There's lots of chatter on the web tonight about political comedy conspiracies and NBC's motivation for yanking a biting "Saturday Night Live" sketch from this past weekend that needles a few prominent liberal billionaires.
Los Angeles Times scribe Mary McNamara gets to the heart of the whole thing in an interview with "SNL" boss Lorne Michaels that was posted on the Times' Show Tracker blog Tuesday evening.
Michaels explains that the major issue with the sketch, which depicted a news conference to tubthump the plan held by Nancy Pelosi and Barney Frank, was that he thought that two of the people portrayed in the sketch were fictional characters. In fact Herb and Marion Sandler are very real, and very rich from selling their subprime mortgage-pumping bank, Golden West Financial, to Wachovia for a cool $24 billion not so long ago.
Michaels told McNamara that he spoke to the Sandlers, and then made the call to pull the vid of the sketch off NBC.com, snip out some of the harshest (and probably legally actionable) comments out, and and then repost the kinder, gentler version.
Michaels sounds a little humbled by the experience. For the exec producer of "SNL," that's saying something.

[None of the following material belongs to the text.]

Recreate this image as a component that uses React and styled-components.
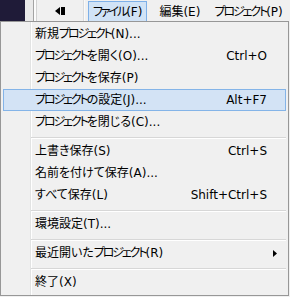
import React from "react";
import styled, { createGlobalStyle } from "styled-components";

const Global = createGlobalStyle`
  html, body { margin: 0; padding: 0; background: #f0f0f0; }
  body {
    font-family: "DejaVu Sans", "Noto Sans CJK JP", sans-serif;
    font-size: 12px;
    color: #000;
    font-feature-settings: "palt";
  }
  #root { width: 290px; height: 297px; overflow: hidden; }
`;

const Window = styled.div`
  display: flex;
  flex-direction: column;
  width: 290px;
  height: 297px;
`;

const MenuBar = styled.div`
  display: flex;
  align-items: stretch;
  height: 21px;
  background: #f0f0f0;
  overflow: hidden;
  & > * { flex-shrink: 0; }
`;

const DarkPane = styled.div`
  width: 25px;
  background: #1f1b38;
`;

const Splitter = styled.div`
  width: 12px;
  background: linear-gradient(
    to right,
    #e9e9e9 0 8px,
    #a3a3a3 8px 9px,
    #fbfbfb 9px 11px,
    #d2d2d2 11px 12px
  );
`;

const Toolbar = styled.div`
  display: flex;
  align-items: center;
  width: 47px;
  padding-left: 18px;
  box-sizing: border-box;
  border-right: 1px solid #dcdcdc;
  box-shadow: 1px 0 0 #fafafa;
`;

const BarGroup = styled.div`
  display: flex;
  margin-left: 4px;
`;

const BarItem = styled.div`
  display: flex;
  align-items: center;
  flex-shrink: 0;
  height: 20px;
  margin-top: 1px;
  margin-right: ${(p) => (p.$open ? 5 : 0)}px;
  padding: 0 ${(p) => (p.$open ? 4 : 6)}px;
  border: 1px solid ${(p) => (p.$open ? "#7eb0e8" : "transparent")};
  border-bottom: none;
  background: ${(p) => (p.$open ? "#d1e3f6" : "transparent")};
  box-sizing: border-box;
  white-space: nowrap;
  line-height: 20px;
`;

const Kana = styled.span`
  letter-spacing: -2.1px;
`;

const JText = ({ children }) =>
  children
    .split(/([\u30A0-\u30FF]+)/)
    .filter(Boolean)
    .map((part, i) =>
      /[\u30A0-\u30FF]/.test(part) ? <Kana key={i}>{part}</Kana> : part
    );

const Menu = styled.div`
  width: 289px;
  height: 275px;
  box-sizing: border-box;
  border: 1px solid #979797;
  padding: 1px 0 2px;
  background-color: #f0f0f0;
  background-image: linear-gradient(
    to right,
    transparent 0 29px,
    #e2e3e3 29px 30px,
    #ffffff 30px 31px,
    transparent 31px
  );
  display: flex;
  flex-direction: column;
`;

const Row = styled.div`
  display: grid;
  grid-template-columns: 31px 1fr auto 18px;
  align-items: center;
  height: 22px;
  margin: 0 2px;
  box-sizing: border-box;
  border: 1px solid ${(p) => (p.$hot ? "#84b4e8" : "transparent")};
  background: ${(p) => (p.$hot ? "#d3e3f5" : "transparent")};
  line-height: 20px;
  white-space: nowrap;
`;

const Label = styled.span`
  grid-column: 2;
`;

const Shortcut = styled.span`
  grid-column: 3;
  text-align: right;
`;

const ArrowCell = styled.span`
  grid-column: 4;
  display: flex;
  align-items: center;
  padding-left: 6px;
`;

const Separator = styled.div`
  height: 7px;
  margin: 0 2px 0 30px;
  box-sizing: border-box;
  padding-top: 4px;
  &::before {
    content: "";
    display: block;
    height: 1px;
    background: #d7d7d7;
    border-bottom: 1px solid #ffffff;
  }
`;

const BackIcon = () => (
  <svg width="11" height="8" viewBox="0 0 11 8">
    <polygon points="0,4 5,0 5,8" fill="#000" />
    <rect x="6" y="0" width="4" height="8" fill="#000" />
  </svg>
);

const SubArrow = () => (
  <svg width="4" height="7" viewBox="0 0 4 7">
    <polygon points="0,0 4,3.5 0,7" fill="#000" />
  </svg>
);

const items = [
  { label: "新規プロジェクト(N)..." },
  { label: "プロジェクトを開く(O)...", key: "Ctrl+O" },
  { label: "プロジェクトを保存(P)" },
  { label: "プロジェクトの設定(J)...", key: "Alt+F7", hot: true },
  { label: "プロジェクトを閉じる(C)..." },
  { sep: true },
  { label: "上書き保存(S)", key: "Ctrl+S" },
  { label: "名前を付けて保存(A)..." },
  { label: "すべて保存(L)", key: "Shift+Ctrl+S" },
  { sep: true },
  { label: "環境設定(T)..." },
  { sep: true },
  { label: "最近開いたプロジェクト(R)", sub: true },
  { sep: true },
  { label: "終了(X)" },
];

export default function App() {
  return (
    <>
      <Global />
      <Window>
        <MenuBar>
          <DarkPane />
          <Splitter />
          <Toolbar>
            <BackIcon />
          </Toolbar>
          <BarGroup>
            <BarItem $open>
              <JText>ファイル(F)</JText>
            </BarItem>
            <BarItem>
              <JText>編集(E)</JText>
            </BarItem>
            <BarItem>
              <JText>プロジェクト(P)</JText>
            </BarItem>
          </BarGroup>
        </MenuBar>
        <Menu>
          {items.map((it, i) =>
            it.sep ? (
              <Separator key={i} />
            ) : (
              <Row key={i} $hot={it.hot}>
                <Label>
                  <JText>{it.label}</JText>
                </Label>
                {it.key && <Shortcut>{it.key}</Shortcut>}
                {it.sub && (
                  <ArrowCell>
                    <SubArrow />
                  </ArrowCell>
                )}
              </Row>
            )
          )}
        </Menu>
      </Window>
    </>
  );
}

First of all, I pleaded incompetence (when speaking to the Sandlers), which is not a thing I do often, and the fact that I did not know they were real is 100% my responsibility... I understand the Sandlers’ complaint. I think it’s not insignificant to read ‘People who should be shot’ underneath your name.
Michaels' comments are unlikely to quiet the conspiracy buffs who note that the Sandlers are big supporters of liberal causes, as is another public figure skewered in the sketch, George Soros.
Today's dust up over the sketch is likely to boost "SNL's" already soaring ratings. Why, it's almost as if the government, and the men and woman who would be our next prexy and veep, have staged their own bailout for this august American institution at the outset of its 34th season.